Texas Woman’s Six Flags Roller Coaster Death Probed

Investigators will try to determine if a woman who died while riding a roller coaster at a Six Flags amusement park in North Texas fell from the ride after some witnesses said she wasn’t properly secured.

The accident happened just after 6:30 p.m. Friday at Six Flags Over Texas in Arlington. Park spokeswoman Sharon Parker confirmed that a woman died while riding the Texas Giant roller coaster – dubbed the tallest steel-hybrid coaster in the world – but did not specify how she was killed. Witnesses told local media outlets the woman fell.

“We are committed to determining the cause of this tragic accident and will utilize every resource throughout this process,” Parker said in a statement Saturday. “It would be a disservice to the family to speculate regarding what transpired.”

Arlington police Sgt. Christopher Cook, the department spokesman, referred all questions to Parker. Messages left for Parker by The Associated Press were not returned. The woman’s name has not been released.

Carmen Brown told The Dallas Morning News that she was waiting in line to get on the ride when the accident happened and witnessed the woman being strapped in.

“She goes up like this. Then when it drops to come down, that’s when it (the safety bar) released and she just tumbled,” Brown, of Arlington, told the newspaper. “They didn’t secure her right. One of the employees from the park – one of the ladies – she asked her to click her more than once, and they were like, ‘As long you heard it click, you’re OK.’ Everybody else is like, ‘Click, click, click.’

“Hers only clicked once. Hers was the only one that went down once, and she didn’t feel safe, but they let her still get on the ride,” Brown said.

Six Flags said the ride will be closed as the investigation continues, and a concert scheduled for Saturday was canceled.

The Texas Giant is 14 stories high, and has a drop of 79 degrees and a bank of 95 degrees. It can carry up to 24 riders. It first opened in 1990 as an all-wooden coaster but underwent a $10 million renovation to install steel-hybrid rails and reopened in 2011.

When the car that the woman had been riding in returned to the loading zone, two people got out and were visibly upset, Rockwell resident John Putman told the Fort Worth Star-Telegram.

“They were screaming, ‘My mom! My mom! Let us out, we need to go get her!” Putman told the newspaper.

Also Friday, an Ohio amusement park’s thrill ride malfunctioned when a boat accidentally rolled backward down a hill and flipped over in water, injuring all seven people on it. Operators stopped the Shoot the Rapids water ride after the accident, said officials with Cedar Point amusement park in Sandusky, Ohio.

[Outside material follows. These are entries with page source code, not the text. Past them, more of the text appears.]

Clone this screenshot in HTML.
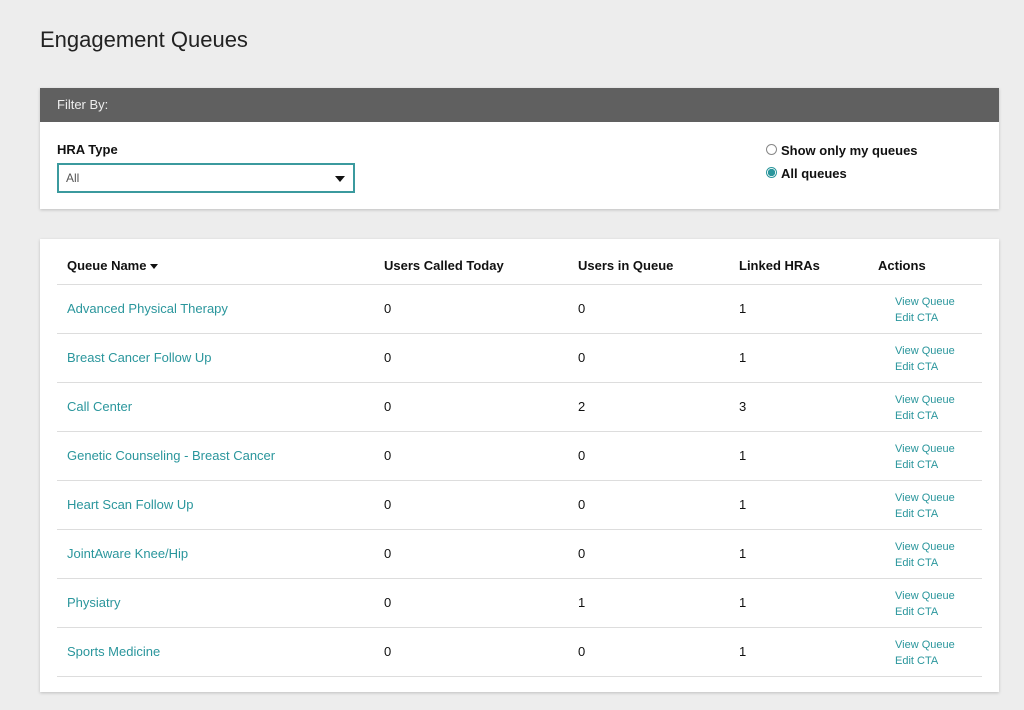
<!DOCTYPE html>
<html><head><style>
body{margin:0;background:#ededed;font-family:"Liberation Sans",sans-serif;width:1024px;height:710px;overflow:hidden;position:relative;color:#111}
.a{position:absolute}
h1{position:absolute;left:40px;top:27px;margin:0;font-size:22px;font-weight:normal;color:#222}
.card{position:absolute;left:40px;width:959px;background:#fff;box-shadow:0 1px 3px rgba(0,0,0,.2)}
.fh{height:34px;background:#606060;color:#eee;font-size:13px;line-height:34px;padding-left:17px}
.lbl{font-weight:bold;font-size:13px}
.sel{position:absolute;left:17px;top:75px;width:287px;height:26px;border:2px solid #3b9a9e;font-size:12px;color:#555;line-height:26px;padding-left:7px;box-sizing:content-box}
.tri{position:absolute;right:8px;top:11px;border-left:5px solid transparent;border-right:5px solid transparent;border-top:6px solid #111}
.radio{position:absolute;width:9px;height:9px;border:1px solid #888;border-radius:50%;background:#fff}
.row{position:absolute;left:17px;width:925px;height:49px;border-top:1px solid #ddd;font-size:13px}
.row span{position:absolute;top:16px}
.t{color:#2a969c}
.act{position:absolute;left:838px;top:9px;font-size:11px;line-height:16px;color:#2a969c}
.th{position:absolute;top:19px;font-weight:bold;font-size:13px}
</style></head><body>
<h1>Engagement Queues</h1>
<div class="card" style="top:88px;height:121px">
<div class="fh">Filter By:</div>
<div class="a lbl" style="left:17px;top:54px">HRA Type</div>
<div class="sel">All<div class="tri"></div></div>
<div class="radio" style="left:726px;top:56px"></div>
<div class="a lbl" style="left:741px;top:55px">Show only my queues</div>
<div class="radio" style="left:726px;top:79px;border-color:#2a969c;background:radial-gradient(circle,#2a969c 55%,#fff 60%)"></div>
<div class="a lbl" style="left:741px;top:78px">All queues</div>
</div>
<div class="card" style="top:239px;height:453px">
<div class="th" style="left:27px">Queue Name <span style="display:inline-block;border-left:4px solid transparent;border-right:4px solid transparent;border-top:5px solid #111;vertical-align:middle"></span></div>
<div class="th" style="left:344px">Users Called Today</div>
<div class="th" style="left:538px">Users in Queue</div>
<div class="th" style="left:699px">Linked HRAs</div>
<div class="th" style="left:838px">Actions</div>
<div class="row" style="top:45px"><span class="t" style="left:10px">Advanced Physical Therapy</span><span style="left:327px">0</span><span style="left:521px">0</span><span style="left:682px">1</span><div class="act">View Queue<br>Edit CTA</div></div>
<div class="row" style="top:94px"><span class="t" style="left:10px">Breast Cancer Follow Up</span><span style="left:327px">0</span><span style="left:521px">0</span><span style="left:682px">1</span><div class="act">View Queue<br>Edit CTA</div></div>
<div class="row" style="top:143px"><span class="t" style="left:10px">Call Center</span><span style="left:327px">0</span><span style="left:521px">2</span><span style="left:682px">3</span><div class="act">View Queue<br>Edit CTA</div></div>
<div class="row" style="top:192px"><span class="t" style="left:10px">Genetic Counseling - Breast Cancer</span><span style="left:327px">0</span><span style="left:521px">0</span><span style="left:682px">1</span><div class="act">View Queue<br>Edit CTA</div></div>
<div class="row" style="top:241px"><span class="t" style="left:10px">Heart Scan Follow Up</span><span style="left:327px">0</span><span style="left:521px">0</span><span style="left:682px">1</span><div class="act">View Queue<br>Edit CTA</div></div>
<div class="row" style="top:290px"><span class="t" style="left:10px">JointAware Knee/Hip</span><span style="left:327px">0</span><span style="left:521px">0</span><span style="left:682px">1</span><div class="act">View Queue<br>Edit CTA</div></div>
<div class="row" style="top:339px"><span class="t" style="left:10px">Physiatry</span><span style="left:327px">0</span><span style="left:521px">1</span><span style="left:682px">1</span><div class="act">View Queue<br>Edit CTA</div></div>
<div class="row" style="top:388px"><span class="t" style="left:10px">Sports Medicine</span><span style="left:327px">0</span><span style="left:521px">0</span><span style="left:682px">1</span><div class="act">View Queue<br>Edit CTA</div></div>
<div class="row" style="top:437px;height:0"></div>
</div>
</body></html>
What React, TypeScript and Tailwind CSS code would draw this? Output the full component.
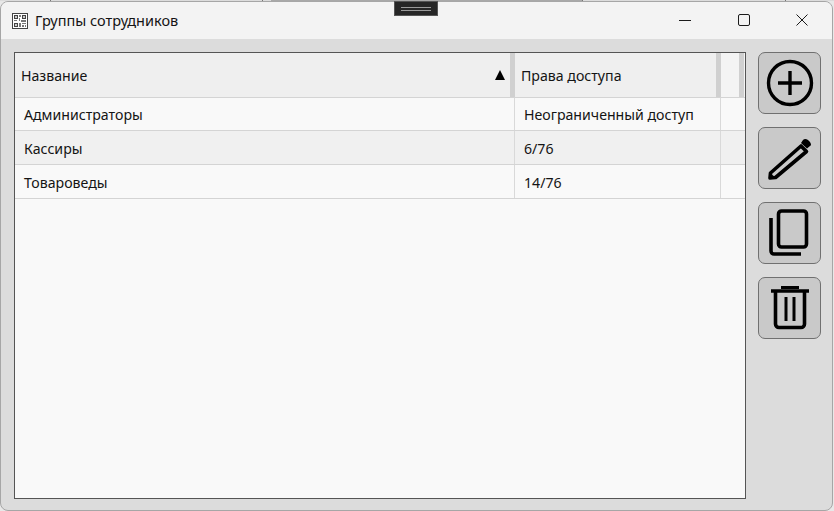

Cedar Point officials wouldn’t say how the boat landed after rolling downhill. But witnesses told the Sandusky Register newspaper the boat flipped on its side or upside down.

Matthew Orr, of Euclid, Ohio, was at the park and said people were belted into the boat and were trapped.

“We jumped in and helped them get out,” he told the newspaper. “If we didn’t help, I don’t even know what would have happened.”

Cedar Point officials said six of the seven boat passengers on the log flume were evaluated and treated at the park and then were released and the other was taken to a hospital for further evaluation before being released.

Cedar Park spokesman Bryan Edwards said state inspectors were at the park Saturday to investigate what went wrong with the ride. The park reopened Saturday, but the ride, which opened in 2010, will stay closed until park and state inspectors complete their review.

Six Flags Over Texas opened in 1961 and was the first amusement park in the Six Flags system. It is 17 miles (27 kilometers) west of downtown Dallas. The park’s first fatality happened in 1999. A 28-year-old Arkansas woman drowned and 10 other passengers were injured when a raft-like boat on the Roaring Rapids ride overturned in 2 to 3 feet (60 to 90 centimeters) of water.

There were 1,204 ride-related injuries reported in the United States in 2011 – about 4.3 for every million visitors – according to the National Safety Council’s most recent data. Of those, 61 were deemed serious, the March 2013 report said, and roller coasters accounted for 405 injuries.

Fatalities were not listed in the report, which was prepared for Alexandria, Virginia-based International Association of Amusement Parks and Attractions. Also, only 144 of the 383 amusement facilities with rides in the United States responded to the survey.

A 2005 report to the U.S. Consumer Product Safety Commission estimated just over four people died annually on amusement rides from 1987 to 2002. The estimate includes both mobile amusement park rides and fixed-site rides.